Энн согласилась организовать мне «детский сад для носа» по ускоренной программе. Кому доверить усовершенствование моего дегустационного словаря, как не человеку, участвовавшему в его создании? Мне хотелось провести ревизию в терминологии своих дегустационных заметок и убедиться в том, что я действительно нахожу в вине те ароматы, которые называю. Кроме того, это был шанс пройти курс ольфактивного обучения, идентичный тому, что проходили под руководством Энн профессиональные виноделы.
Немного пообщавшись с Энн, начинаешь замечать, что она называет окружающие ароматы так, словно представляет тебе нового человека, вошедшего в комнату.

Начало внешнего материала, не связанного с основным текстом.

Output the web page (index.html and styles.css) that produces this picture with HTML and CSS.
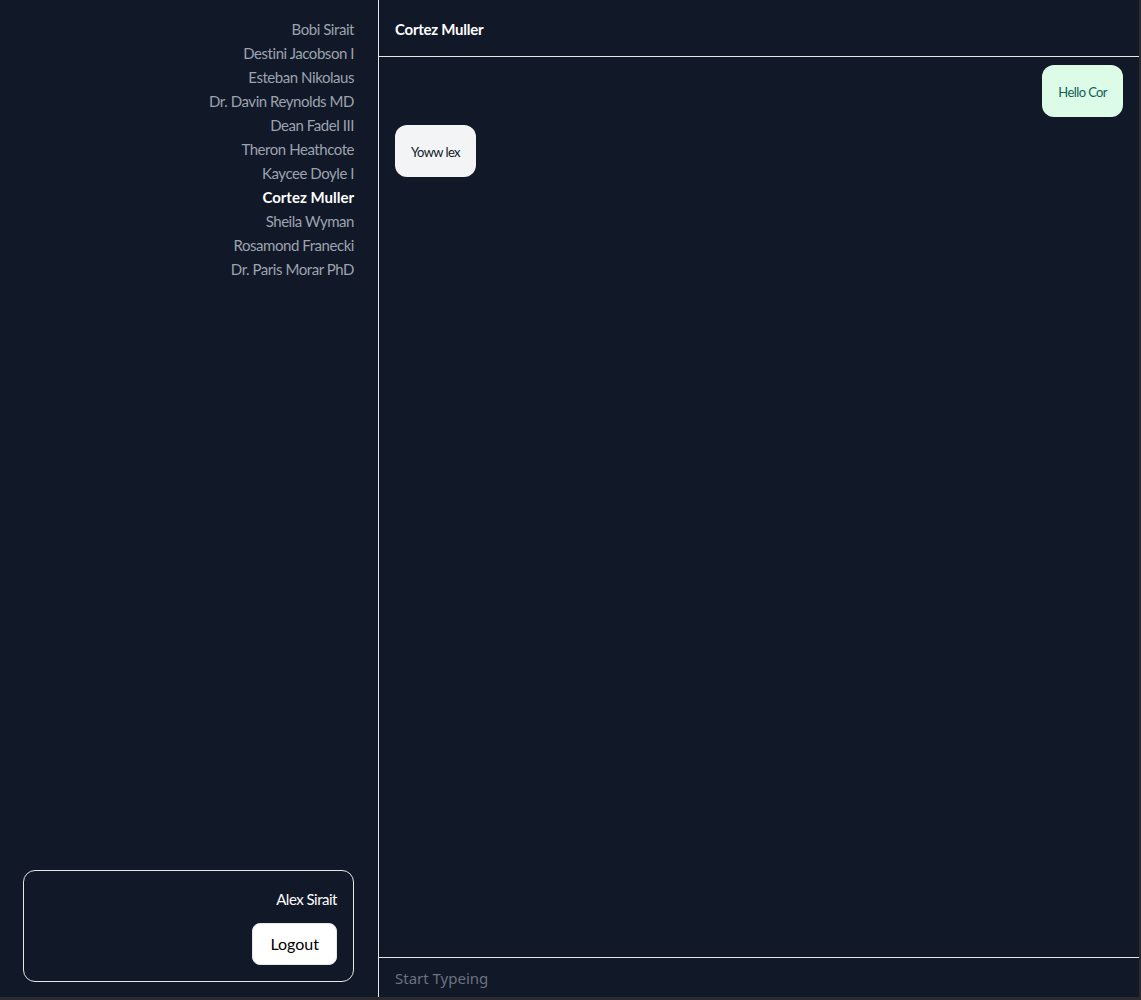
FILE: index.html
```html
<!DOCTYPE html>
<html lang="en">
<head>
    <meta charset="UTF-8">
    <meta name="viewport" content="width=device-width, initial-scale=1.0">
    <title>Chat</title>
    <link rel="stylesheet" href="styles.css">
</head>
<body>
    <div class="app">
        <aside class="sidebar">
            <ul class="contacts">
                <li>Bobi Sirait</li>
                <li>Destini Jacobson I</li>
                <li>Esteban Nikolaus</li>
                <li>Dr. Davin Reynolds MD</li>
                <li>Dean Fadel III</li>
                <li>Theron Heathcote</li>
                <li>Kaycee Doyle I</li>
                <li class="active">Cortez Muller</li>
                <li>Sheila Wyman</li>
                <li>Rosamond Franecki</li>
                <li>Dr. Paris Morar PhD</li>
            </ul>

            <div class="profile">
                <div class="profile-name">Alex Sirait</div>
                <button class="btn-logout">Logout</button>
            </div>
        </aside>

        <main class="chat">
            <div class="chat-header">Cortez Muller</div>

            <div class="messages">
                <div class="bubble bubble-out">Hello Cor</div>
                <div class="bubble bubble-in">Yoww lex</div>
            </div>

            <input class="chat-input" type="text" placeholder="Start Typeing">
        </main>
    </div>
</body>
</html>
```

FILE: styles.css
```css
body {
    margin: 0;
    background: #2a2b2e;
    font-family: "Lato", "Noto Sans", sans-serif;
}
.app {
    display: flex;
    width: 1139px;
    height: 997px;
    background: #111827;
    color: #9ca3af;
}

/* Contact list */
.sidebar {
    width: 379px;
    flex-shrink: 0;
    box-sizing: border-box;
    border-right: 1px solid #e5e7eb;
    padding: 17px 24px 15px 23px;
    display: flex;
    flex-direction: column;
    justify-content: space-between;
}
.contacts {
    list-style: none;
    margin: 0;
    padding: 0;
    text-align: right;
}
.contacts li {
    font-size: 15px;
    line-height: 24px;
    letter-spacing: -0.45px;
    cursor: pointer;
}
.contacts li.active {
    color: white;
    font-weight: bold;
    letter-spacing: 0;
}

.profile {
    border: 1px solid #e5e7eb;
    border-radius: 12px;
    padding: 16px;
    display: flex;
    flex-direction: column;
    align-items: flex-end;
    gap: 12px;
}
.profile-name {
    color: white;
    font-size: 15px;
    line-height: 24px;
    letter-spacing: -0.5px;
}
.btn-logout {
    background: white;
    color: black;
    border: 1px solid #e5e7eb;
    border-radius: 8px;
    padding: 8px 17px;
    font-family: inherit;
    font-size: 16px;
    line-height: 24px;
    cursor: pointer;
}

/* Conversation */
.chat {
    flex: 1;
    display: flex;
    flex-direction: column;
}
.chat-header {
    height: 57px;
    box-sizing: border-box;
    padding: 17px 16px;
    border-bottom: 1px solid #e5e7eb;
    color: white;
    font-weight: bold;
    font-size: 15px;
    line-height: 24px;
    letter-spacing: -0.25px;
}
.messages {
    flex: 1;
    padding: 8px 16px;
    display: flex;
    flex-direction: column;
    gap: 8px;
}
.bubble {
    padding: 17px 16px 15px;
    border-radius: 12px;
    font-size: 13px;
    line-height: 20px;
    letter-spacing: -0.6px;
}
.bubble-out {
    align-self: flex-end;
    background: #dcfce7;
    color: #115e59;
}
.bubble-in {
    align-self: flex-start;
    background: #f3f4f6;
    color: #111827;
}
.chat-input {
    height: 40px;
    box-sizing: border-box;
    border: none;
    border-top: 1px solid #e5e7eb;
    background: transparent;
    padding: 0 16px;
    font-family: "Noto Sans", sans-serif;
    font-size: 15px;
    color: white;
    outline: none;
}
.chat-input::placeholder {
    color: #6b7280;
}
```
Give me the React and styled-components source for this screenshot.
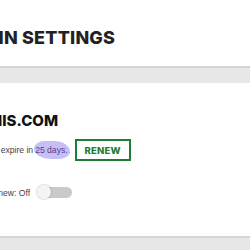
import React from 'react';
import styled, { createGlobalStyle } from 'styled-components';

const GlobalStyle = createGlobalStyle`
    html, body {
        margin: 0;
        padding: 0;
        background: #fff;
        overflow: hidden;
    }
`;

const Page = styled.div`
    width: 250px;
    height: 250px;
    overflow: hidden;
    background: #e7e7e7;
`;

const Header = styled.header`
    background: #fff;
    height: 66px;
    padding-top: 29px;
    box-sizing: border-box;
    overflow: hidden;
`;

const Title = styled.h1`
    margin: 0 0 0 -60px;
    font-family: Inter, 'Liberation Sans', sans-serif;
    font-weight: 800;
    font-size: 18px;
    line-height: 18px;
    letter-spacing: 0.2px;
    color: #222226;
    white-space: nowrap;
`;

const Band = styled.div`
    height: 15px;
    border-top: 2px solid #d5d5d5;
    background: #e7e7e7;
`;

const Card = styled.section`
    background: #fff;
    height: 153px;
    box-sizing: border-box;
    padding-top: 30px;
    overflow: hidden;
`;

const DomainName = styled.h2`
    margin: 0 0 0 -87px;
    font-family: Inter, 'Liberation Sans', sans-serif;
    font-weight: 800;
    font-size: 15px;
    line-height: 15px;
    color: #111;
    white-space: nowrap;
`;

const Row = styled.div`
    display: flex;
    align-items: center;
    gap: ${p => p.gap || 0}px;
    margin: ${p => p.top || 0}px 0 0 ${p => p.left || 0}px;
    font-family: 'Liberation Sans', Arial, sans-serif;
    font-size: 8.6px;
    color: #444;
    white-space: nowrap;
`;

const Highlight = styled.span`
    background: #c5bff6;
    color: #5b3e8f;
    padding: 4px 2px 4px 1px;
    margin-left: 1px;
    border-radius: 30% 45% 35% 50% / 45% 60% 40% 55%;
`;

const RenewButton = styled.button`
    width: 56px;
    height: 22px;
    border: 2px solid #1f7d35;
    background: #fff;
    color: #1f7d35;
    font-family: Inter, 'Liberation Sans', sans-serif;
    font-weight: 800;
    font-size: 9.5px;
    letter-spacing: 0.2px;
    padding: 0;
    box-sizing: border-box;
`;

const Toggle = styled.span`
    position: relative;
    display: inline-block;
    width: 34px;
    height: 11px;
    border-radius: 6px;
    background: #cacaca;
    margin-left: 8px;
`;

const Knob = styled.span`
    position: absolute;
    left: -1px;
    top: -2px;
    width: 14px;
    height: 14px;
    border-radius: 50%;
    background: #f4f4f4;
    box-shadow: 0 0 1px 1px rgba(0, 0, 0, 0.12);
`;

export default function App() {
    return (
        <Page>
            <GlobalStyle />
            <Header>
                <Title>DOMAIN SETTINGS</Title>
            </Header>
            <Band />
            <Card>
                <DomainName>MYDOMAINIS.COM</DomainName>
                <Row top={11} left={-64} gap={5}>
                    <span>
                        Your domain will expire in<Highlight>25 days.</Highlight>
                    </span>
                    <RenewButton>RENEW</RenewButton>
                </Row>
                <Row top={26} left={-30}>
                    <span>Auto-renew: Off</span>
                    <Toggle><Knob /></Toggle>
                </Row>
            </Card>
            <Band />
        </Page>
    );
}
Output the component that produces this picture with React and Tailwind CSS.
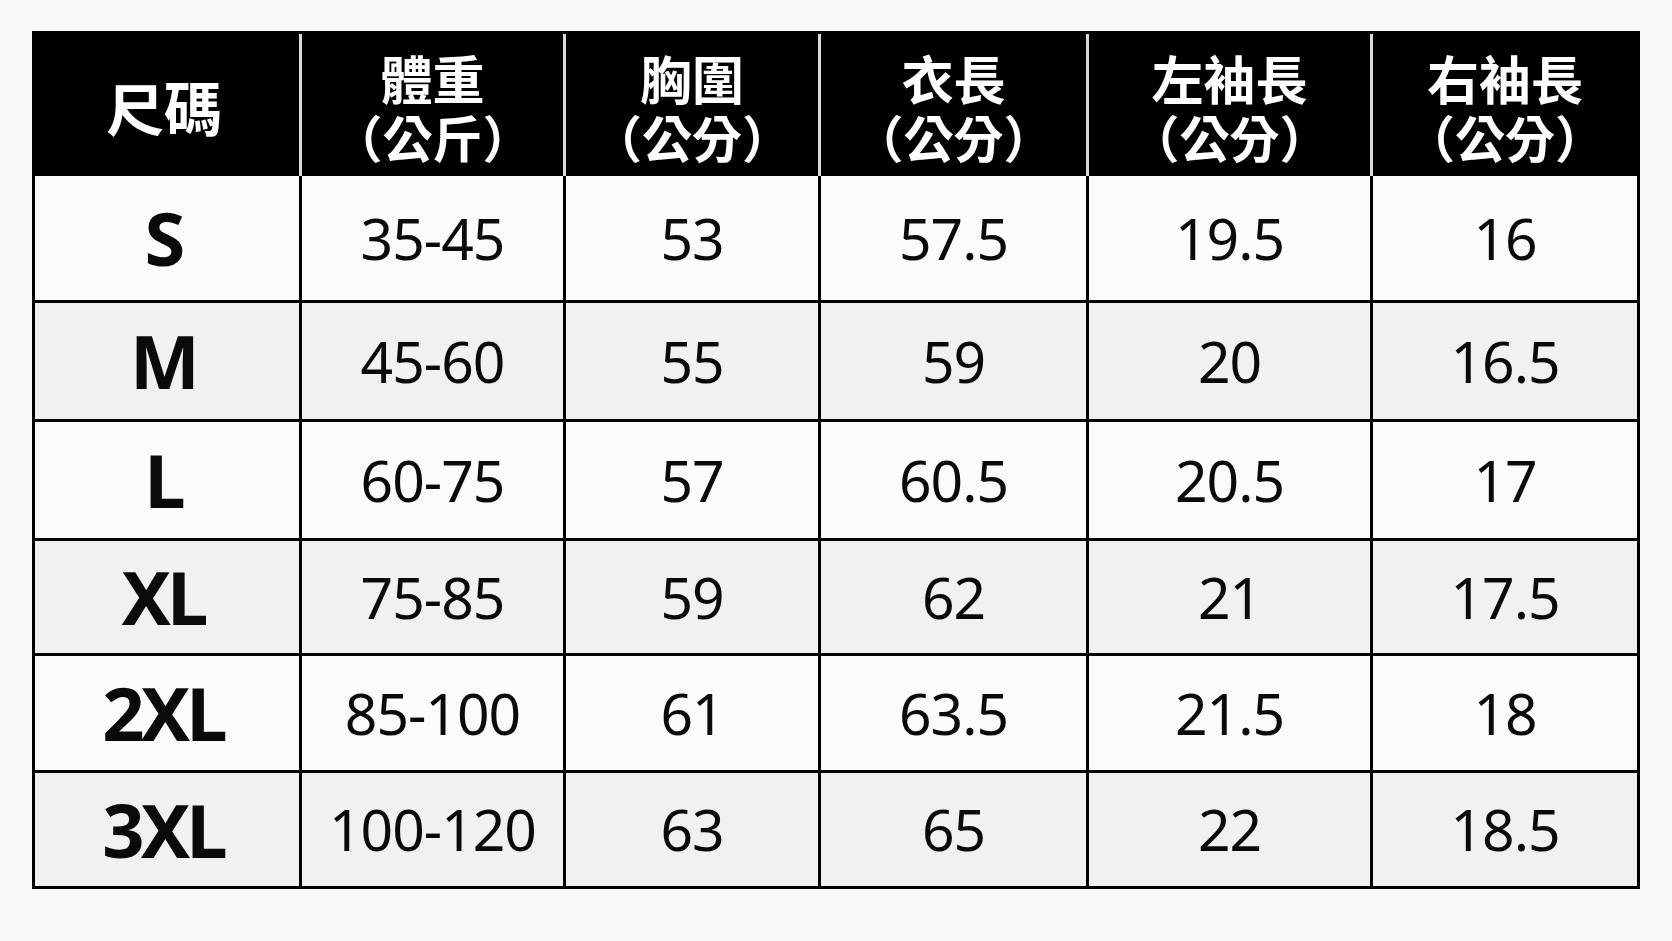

– Понюхай, это запах ванили от картонной коробки, – сказала Энн, открывая упаковку с винными бокалами.
Она выставила на столешницу несколько десятков бокалов и начала распределять между ними принесенные мною продукты. В каждый бокал она налила около 50 мл белого или красного вина и стала добавлять к нему ингредиенты: жидкость от консервированной спаржи, соевый соус, кусочки апельсиновой цедры, – безостановочно комментируя содержимое бокалов:
– Свежий ирис, он такой ванильный, маслянистый… О-о-о! Я прямо физически почувствовала, как на меня набросился этот аромат… Если не принимать в расчет серный душок, эти абрикосы гораздо лучше, чем обычно… Сохраню этот бокал, запах в нем – божественный.
– Я живу в мире запахов, – объяснила Энн. – Слушай свой нос – вот моя мантра.
Вскоре после обеда приехал Хоби Уэлдер – приятель Энн, 28-летний аспирант химического факультета Калифорнийского университета в Дейвисе, и привез с собой необычный аромат. Он протянул нам маленький пакетик «райских зерен» с запахом перца и имбиря, приобретенных в лавке пряностей в Чикаго.
– Настоящий кайф, согласитесь? – воскликнул он.
Хоби, как и муж Энн, слепой и разделяет ее страсть к запахам.
– Больше всего я люблю ездить по нашим удивительным дорогам в долинах Напа или Сонома, опустив окна и часами вдыхая источаемые природой ароматы, – сказал Хоби. – Ты обалдеешь от этих запахов.
Он рекомендовал трассу 101. Шоссе 1–5, по его словам, было «ольфактивно скучным».
– Нет, нет, нет! Ты забыл о загонах для скота! – возразила Энн. – Эти загоны тебя точно разбудят.